In October and May, Canadian officials travelled to Tehran to hold talks with the Iranian government. However, the Canadian government cautioned that many issues needed to be addressed before Canada could open an mission in the Persian country.
Five rounds of talks have already been held between the two countries at the expert level, Mr. Keshavarzzadeh, the general director of American affairs in the country’s foreign ministry, told Mehr news agency on Dec. 16, though Global Affairs Canada has not confirmed that.
When asked about the effect of the protests on negotiations, Ms. Venhola-Fletche referred to Mr. Freeland’s previous statement calling direct engagement with the Iranian regime as the “most effective tool to hold Iran to account,” though expressing concern about the government’s crackdown of freedom of expression and support of known terrorist organizations.
Opponents of diplomatic engagement have decried the Iranian regime for its litany of human rights abuses, suggesting the recent unrest serving as an example of why Canada should back out of re-engagement.

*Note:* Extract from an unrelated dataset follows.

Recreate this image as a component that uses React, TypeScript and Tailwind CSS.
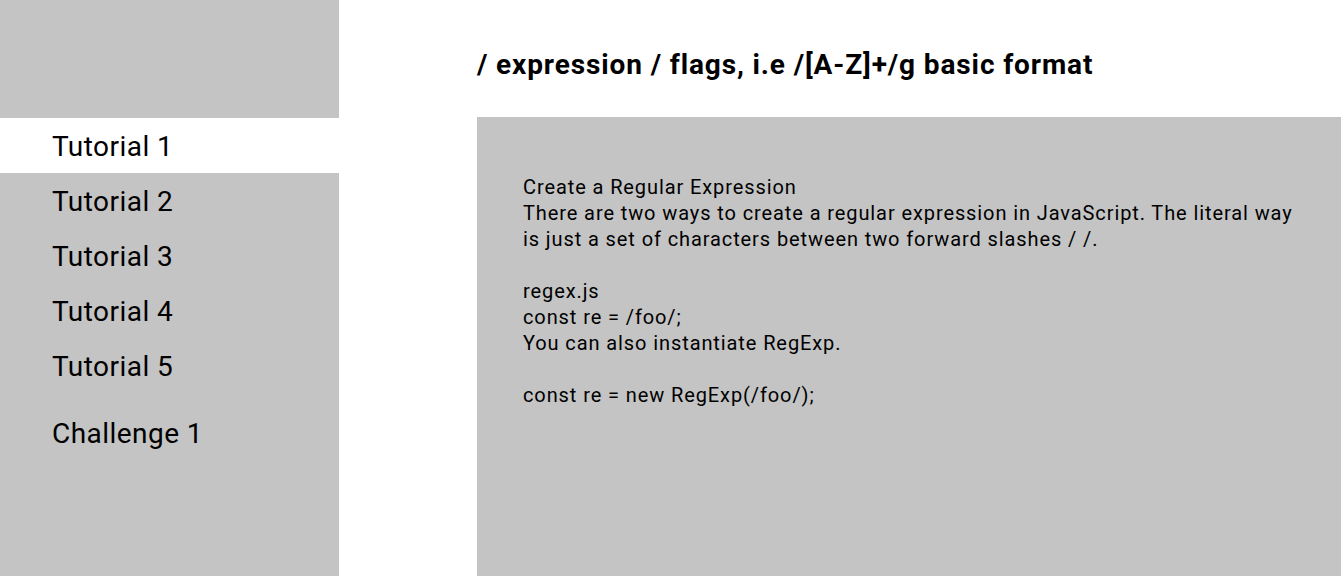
import React from "react";

export default function App() {
  const items = ["Tutorial 1", "Tutorial 2", "Tutorial 3", "Tutorial 4", "Tutorial 5"];
  return (
    <div
      className="flex h-[576px] w-full overflow-hidden bg-white text-black"
      style={{ fontFamily: "Roboto, 'Noto Sans', sans-serif" }}
    >
      <aside className="flex w-[339px] shrink-0 flex-col bg-[#c4c4c4]">
        <div className="h-[118px]" />
        {items.map((t, i) => (
          <div
            key={t}
            className={`flex h-[55px] items-center pl-[52px] pt-[2px] text-[28px] leading-none tracking-[0.45px] ${i === 0 ? "bg-white" : ""}`}
          >
            {t}
          </div>
        ))}
        <div className="mt-[12px] flex h-[55px] items-center pl-[52px] pt-[2px] text-[28px] leading-none tracking-[0.45px]">
          Challenge 1
        </div>
      </aside>
      <main className="flex min-w-0 flex-1 flex-col pl-[138px]">
        <h1 className="flex h-[117px] items-center pt-[13px] text-[28px] font-bold leading-none tracking-[0.88px]">
          / expression / flags, i.e /[A-Z]+/g basic format
        </h1>
        <div className="flex-1 bg-[#c4c4c4] pl-[46px] pr-[46px] pt-[57px] text-[20px] leading-[26px] tracking-[0.9px]">
          <p>Create a Regular Expression</p>
          <p>
            There are two ways to create a regular expression in JavaScript. The literal way is just a set of
            characters between two forward slashes / /.
          </p>
          <p>&nbsp;</p>
          <p>regex.js</p>
          <p>const re = /foo/;</p>
          <p>You can also instantiate RegExp.</p>
          <p>&nbsp;</p>
          <p>const re = new RegExp(/foo/);</p>
        </div>
      </main>
    </div>
  );
}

Supporters have argued that the Iranian-Canadians are cut off from much-needed consular services and that it’s more productive to engage with the regime diplomatically than not.
Colin Robertson, a former Canadian diplomat, told The Hill Times that protests against the Iranian government wouldn’t threaten to derail the dialogue on re-establishing diplomatic ties because the government sees human rights and diplomatic re-engagement as “two separate tracks.”

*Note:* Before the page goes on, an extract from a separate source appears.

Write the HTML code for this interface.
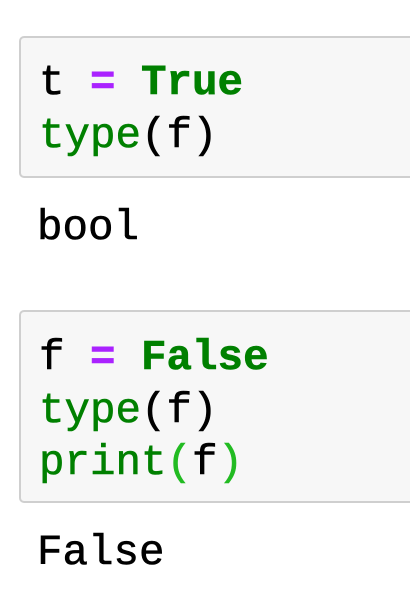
<!DOCTYPE html>
<html><head><meta charset="utf-8"><style>
html,body{margin:0;padding:0;background:#fff;width:410px;height:594px;overflow:hidden}
.box{position:absolute;left:19px;width:420px;background:#f7f7f7;border:2px solid #cfcfcf;border-radius:5px;box-sizing:border-box}
.l{position:absolute;left:39px;font-family:"Courier New","Nimbus Mono PS","Nimbus Mono L","FreeMono","Liberation Mono",monospace;font-size:42.5px;line-height:42px;color:#000;white-space:pre;-webkit-text-stroke:0.6px currentColor}
.g{color:#008000}.b{font-weight:bold}.p{color:#aa22ff;font-weight:bold}.pp{color:#22bb22}
</style></head><body>
<div class="box" style="top:36px;height:142px"></div>
<div class="l" style="top:62px">t <span class="p">=</span> <span class="g b">True</span></div>
<div class="l" style="top:115px"><span class="g">type</span>(f)</div>
<div class="l" style="top:207px;left:37px">bool</div>
<div class="box" style="top:310px;height:193px"></div>
<div class="l" style="top:337px">f <span class="p">=</span> <span class="g b">False</span></div>
<div class="l" style="top:390px"><span class="g">type</span>(f)</div>
<div class="l" style="top:442px"><span class="g">print</span><span class="pp">(</span>f<span class="pp">)</span></div>
<div class="l" style="top:532px;left:37px">False</div>
</body></html>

“It’s consistent with the Trudeau approach to engagement and commitment to multilateralism,” he said, noting that Canada, despite applying sanctions on Russia, still has diplomatic relations with the Kremlin.
Mr. O’Toole called on Canada to reassess any decision towards re-establishing diplomatic ties, saying it would be used by the Iranian regime in “propaganda efforts” to further its interests in the Middle East.
However, Mr. Ahmadi said if there is any reassessment by Canadian officials, it would only “re-confirm that we need to be in Iran.”